Käpten Magic ist dabei nicht der starke Superheld, sondern ein eher sensibles Fabelwesen, das sich mit Straßenbahnen und den Gepflogenheiten in deutschen Gastwirtschaften schwer tut. Jemand, der sich wegen der mit seiner aktuellen Umwelt nicht zurecht kommt und sich in seine eigene Welt zurücksehnt. So kann er keine Hilfe für Tobias sein, dessen Probleme mit dem fiesen Mitschüler Oliver zu lösen. Und dennoch trägt der Seemann viel dazu bei. Der Junge, der sich daran macht, der durch Magie in eine fremde Welt gelangte Figur wieder zurück zu verhelfen, erlebt ein großes Abenteuer und lernt dabei ganz nebenbei, wie stark er selbst sein kann.

Löblich, dass Grit Poppe bewusst auf eine offenkundig pädagogische Botschaft verzichtet hat. Hier ist das Leben mit seinen Nöten, aber auch Überraschungen der beste und glaubwürdigste Erzieher. Die Geschichte ist durchgehend spannend und eignet sich, der gesamten Familie vorgelesen zu werden. Poppe hat hier modernes Seemannsgarn gesponnen und damit den Schatz gehoben, den die Mythen der Küstenregion um Seefahrer, Piraten und Klabautermann für packende Storys in sich bergen. Nicht „Fluch der Karibik“, sondern „Aufruhr an der Ostsee“ heißt es bei der in Boltenhagen aufgewachsenen Norddeutschen.

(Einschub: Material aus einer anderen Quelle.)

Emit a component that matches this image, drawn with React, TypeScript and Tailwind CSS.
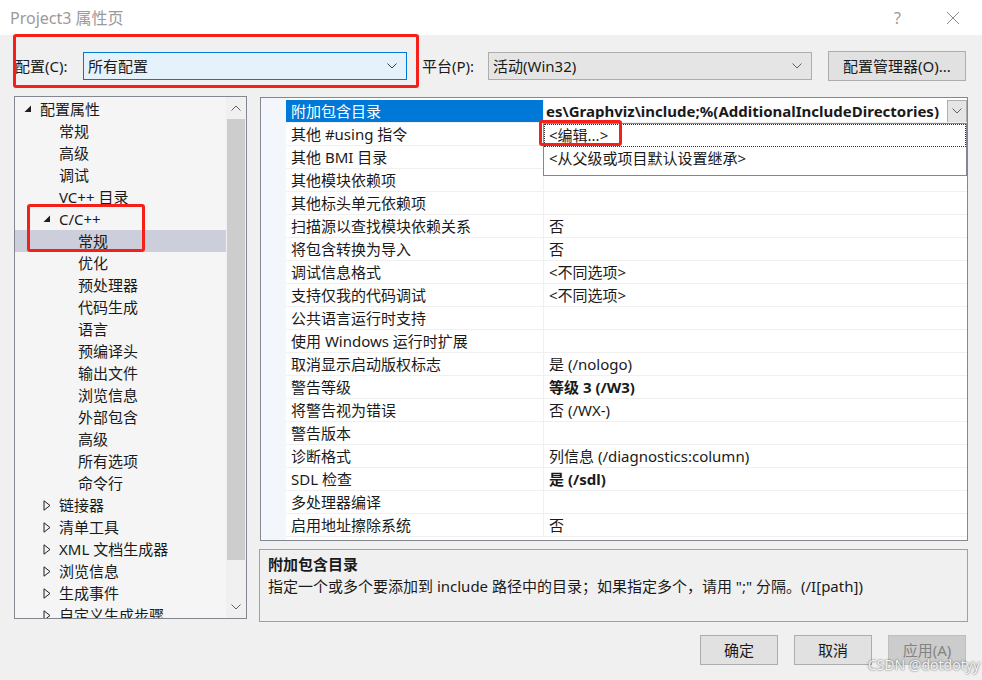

Grit Poppe hat dabei in Käpten Magic Figuren erschaffen, die man gerne wieder träfe. Wie sieht es im Reich des Käptens aus? Was geschähe, wenn Tobias auch in die Welt der „Magic-Karten“ reisen würde? Diese Fragen drängen nicht nur den jungen Leser und sollten der Autorin Ansporn sein, schon bald einen zweiten Band folgen zu lassen.